In the April 5, 2017 Writer’s Digest article; 7 Strategies for Revising Your Novel, the author , Lisa Preston, points out ; the rewrite is tougher than the draft. The draft is infatuation. Therefore, any thoughts for marriage at this stage are simply out of the question!
She continues to lay out the 7 strategies as follows:
- Embrace the doubt, or make sure every word carries its weight- to reveal character or advance the story.
- Read the draft in reverse, back to front. This prevents the writer from overlooking weak areas.
- Structure your novel, or create an outline after finishing the initial draft. This allows the writer to more clearly see the arc of the story, the placement and relevance of key scenes and turning points, and other critical areas.
- Revisit characterization, to fine tune motivation, goals, appropriate dialogue and relevance.
- Task your computer, or use software with tools to locate redundancy, inappropriate words, or mistakes. Under this heading, Preston makes a great suggestion, in my view, to select a different font for the second printing of a hard copy, to help freshen the writer’s eyes to the words.
- Read the draft out loud, to someone else, or listen to it from a recording.
- Continue to study the craft, re-read books on writing while you give your draft a rest, or time out.
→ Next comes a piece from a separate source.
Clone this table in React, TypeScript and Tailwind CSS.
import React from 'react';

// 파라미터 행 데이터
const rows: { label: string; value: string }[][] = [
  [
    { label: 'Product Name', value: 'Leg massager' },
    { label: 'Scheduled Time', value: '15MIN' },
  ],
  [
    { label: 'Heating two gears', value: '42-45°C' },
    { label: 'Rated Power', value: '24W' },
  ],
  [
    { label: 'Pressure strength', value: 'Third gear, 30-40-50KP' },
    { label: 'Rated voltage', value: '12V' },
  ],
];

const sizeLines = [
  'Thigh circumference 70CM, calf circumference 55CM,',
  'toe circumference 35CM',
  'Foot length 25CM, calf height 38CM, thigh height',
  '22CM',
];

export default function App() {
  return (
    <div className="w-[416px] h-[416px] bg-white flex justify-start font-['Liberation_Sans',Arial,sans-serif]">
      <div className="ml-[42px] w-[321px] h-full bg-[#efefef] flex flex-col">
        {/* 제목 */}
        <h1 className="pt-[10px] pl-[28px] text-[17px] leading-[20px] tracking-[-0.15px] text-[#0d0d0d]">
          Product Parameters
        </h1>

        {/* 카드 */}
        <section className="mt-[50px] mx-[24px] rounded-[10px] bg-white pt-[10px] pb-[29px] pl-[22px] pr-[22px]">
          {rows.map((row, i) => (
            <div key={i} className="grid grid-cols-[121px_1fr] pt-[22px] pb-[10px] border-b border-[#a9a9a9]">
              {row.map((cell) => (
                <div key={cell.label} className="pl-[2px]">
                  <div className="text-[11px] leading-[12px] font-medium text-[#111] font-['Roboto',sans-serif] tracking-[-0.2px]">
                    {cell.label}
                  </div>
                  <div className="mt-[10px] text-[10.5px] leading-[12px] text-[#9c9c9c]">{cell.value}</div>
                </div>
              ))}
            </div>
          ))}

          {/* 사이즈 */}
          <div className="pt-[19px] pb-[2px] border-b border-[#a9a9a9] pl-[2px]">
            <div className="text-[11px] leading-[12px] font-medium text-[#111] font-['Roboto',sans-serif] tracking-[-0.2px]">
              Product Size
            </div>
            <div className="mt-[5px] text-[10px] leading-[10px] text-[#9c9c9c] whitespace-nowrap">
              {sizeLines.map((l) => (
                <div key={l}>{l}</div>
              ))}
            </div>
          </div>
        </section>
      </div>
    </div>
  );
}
I have often thought it would be nice if we could revise our own first (or second, or third…) attempts in life the way writers are able to revise their first draft attempts in writing. If individuals could only go back in time and say or do the right thing to change the directions we took, and wish we hadn’t. If only we could go back to school and start over, we would do it right this time around, for sure! If only we bought that dream house instead of hemming and hawing over the price for too long, or if we only took better care of our health, or spent more time with our loved ones. If only we didn’t let things go stale in that relationship or get to the breaking point when it was too far gone to fix. If only we could remove what we did wrong, add or substitute what we should have done right instead, to reshape the outcome. If only there was an ARMS approach we could use in our everyday life the way the writer applies it to his manuscript drafts.
But, alas, unlike revising in writing, all we can do in our real life, is learn from the past, and become more mindful of the actions we will take moving forward! All the more reason for writers to employ the power of revision in writing, the way individuals are unable to do in life!
To illustrate this further, Children’s Book Writer, Terry Pierce describes revision this way:
Revision is where writers roll up their sleeves, plunge their hands into the wet clay and then squeeze, twist, roll and contort their words until they’ve sculpted the perfect text. There’s nothing pretty or glamorous about it. It’s hard, tedious, and time- consuming. And very intentional. But it’s a necessary (and rewarding) part of the writing process.
In addition to the 7 Writer Digest strategies listed earlier, I’ve compiled my own comprehensive list of advice collected from different writers on how to revise:
- Make sure you addressed the Five Ws right away; the Who/Why/When/Where and What- in the opening?
- Confirm that your character appears all the way through the book, and doesn’t disappear off the face of the earth and that she stays true to character! And make sure she has relevance to the story, that she adds to the story, otherwise delete her or combine that character with another. Or change her. And make sure she changes, or learns something about herself by the end, and if not, make sure there is a reason why she didn’t. Remember, she must solve her problem herself!
- Make sure every scene has significance, and ties into the end, moving the story forward, that each scene makes sense or matters, when the story comes together.
- Confirm that the story has good pacing with rising action and solid structure.
- Make sure the point of view and tense are consistent.
- Replace adjectives with stronger nouns, and adverbs with stronger verbs.
- Make sure you have showed, rather than told.
- Make sure you don’t have too many “to be” verbs, such as there was, there is, there were, etc.
- Have you used a more active voice, rather than a passive voice, such as “I ran, “ instead of “ I was running”.
- Make sure you resolved your theme or sharpened your focus.
- Have you tightened the text as much as possible, removing unnecessary words and sentences. Have you used too much purple prose? If so, remove or fix it.
- Is there sentence and word variety, that you have not used the same word too many times, or written the sentences in the same manner.
- Have you read the piece out loud or from a recording.
- Have you had someone or a writing group critique it?
- Have you put the draft aside for a while ( a week, or a month) and re-read it with fresh eyes.
And don’t forget, above all, make sure first that you have a good story that will interest the reader! None of the strategies or in this post will fix a faulty foundation!
If all of this sounds excessive, or time- consuming, it is! After all, nothing worth getting ever comes easy! Author Roald Dahl said the following; Good writing is essentially rewriting. Pointedly, Ernest Hemmingway rewrote the last page of Farewell to Arms 39 times before getting it right!
Moreover, I repeatedly stumbled upon the following quote by William Zinsser, American writer, editor, literary critic, and teacher, in several of the writing articles I researched when putting together this blog;
Rewriting is the essence of writing well- where the game is won or lost.
Don’t lose the game after putting in all that practice and hard work on your first attempt. Go the distance to make the final touchdown, or score the winning goal. Do, as a writer, what we are unable to do in our real life as human beings. Recognize and employ the magic of revision to your writing. It will be well worth the win in the end.